(This might break the 20-year rule, but it will always break the 20-year rule.)
Has there ever been a society that has kept too many records that it became a monumental task just to organize it, much less go through it all?
Yes. But that doesn't mean good historical work can't be done.
Perhaps premodern historians and medievalists are in a position to read every single relevant primary source that might be even tangentially related to their topic -- even if the secondary literature is probably still daunting. But many modern historians have found themselves in the position of dealing with an overwhelming volume of information for at least a century. In fact, I'd suggest that acquiring the skills for dealing with "too much history" is one of the most critical skills historians learn in their training.
I'll use myself as an example. My dissertation deals with the twentieth century history of a single Micronesian island. This island has no written language. Surely I should be able to get through all of the published and unpublished material related to this one island, right?
But here's the problem. The island was occupied by Spain, Germany, Japan, and the United States during my timeline. That means that are relevant archives in Madrid, Berlin, Canberra, Tokyo, Washington, San Francisco, Honolulu, and Micronesia. The largest of those archives has 2,000 reels of microfilm and I believe something like 3 million pages. There are newspapers I'd like to look at, the papers of anthropologists who've worked in the field, published documents, diaries, travel narratives, scientific reports... the list goes on. And of course I need to go and live on the island again for a while to gather oral history narratives. The extent of knowledge there is practically bottomless. So even with a project that may seem easily delimited, sources quickly become overwhelming once you start to look for them. The trick is figuring out how to manage that source base anyway.
Can I add a follow-up question to OP's? It's about pedagogy, so if it doesn't belong here, please tell me and I will remove it.
Recorded history only gets longer. Who determines what gets included in mandatory K-12 history/social studies curricula? What sorts of things have had to be chucked to make room for other material? What topics/time periods/events are on the chopping block, soon to be excised? Is anybody here a high school teacher? Or do we have anyone here who advises at the state or municipal level regarding curricular selection?
I'd like to offer a slightly different perspective here: just because records are kept doesn't mean that they're going to get preserved.
It takes a large commitment of time and resources to preserve something for posterity, especially when whatever that thing is might not seem immediately useful. Why, for example, would someone want to preserve an old computer, even if their browser cookies might tell us about popular trends on the Internet? Why would someone keep their receipts or their bank statements beyond the time they need them for tax purposes, even if they might tell us something about consumer culture? Why would someone keep digital photographs they don't want, even if they might reveal things about media culture, and especially considering how easy it is to erase them and take new ones? And even if you personally deem them worthy of preservation, will someone think the same after you're dead?

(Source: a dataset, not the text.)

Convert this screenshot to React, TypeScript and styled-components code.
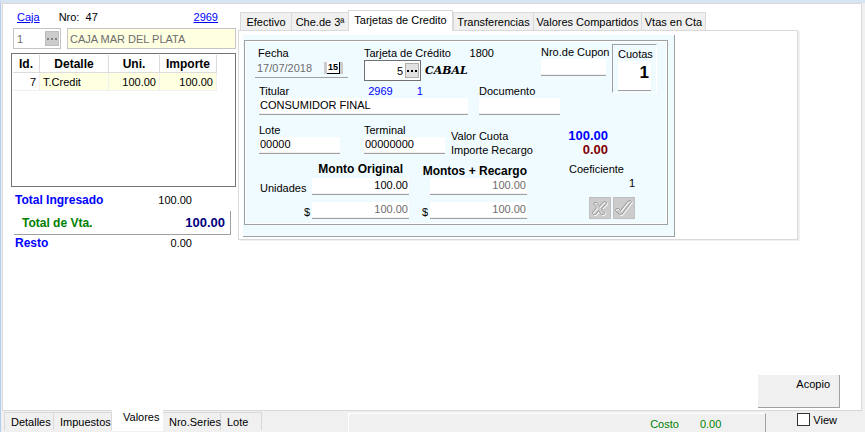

Maybe you'll decide to donate things to a local archive or museum. It seems, however, that now is not a very good time for either archives or museums. Economic problems often place them first on the chopping block for funding cuts, and part of that involves how much space and money they can dedicate to preserving material. Some archivists have to make very tough decisions about what to keep and what to - literally - throw out because they can't afford to keep it all. And we're not just talking about stuff that people donate, but official state records. Private companies sometimes do the same thing with their archives, especially if they're going under. If Google goes out of business, who's going to pay money to keep their servers running so they can preserve all the data they've collected? Sure, someone might be interested in buying it, but all of it? Or only the stuff they find useful? And that's not even mentioning situations that could otherwise physically destroy records. What if there's a fire/flood/earthquake/civil war? How many people will think the first thing we need to save is the archives?
I don't mean any of this to seem facetious, because it's a very serious situation that a lot of people who work in the industry have to face every day: what, exactly, is worth preserving? And they don't always get to decide that. We like to think with the Internet that nothing ever really gets destroyed, but Web 2.0 has been going on for - what, maybe ten years? Fifteen? What is it going to look like in 30 years? 100 years? 1000 years?
98 percent of the records produced today are considered junk and are usually forgotten or trashed because people both don't know what's going to be important to future historians and because they don't have the resources to preserve everything. Even modern historians have to run up against a lack of sources in some respects, and it only gets worse the more time passes.
So again, to reiterate: just because we're producing more doesn't mean we're going to keep it.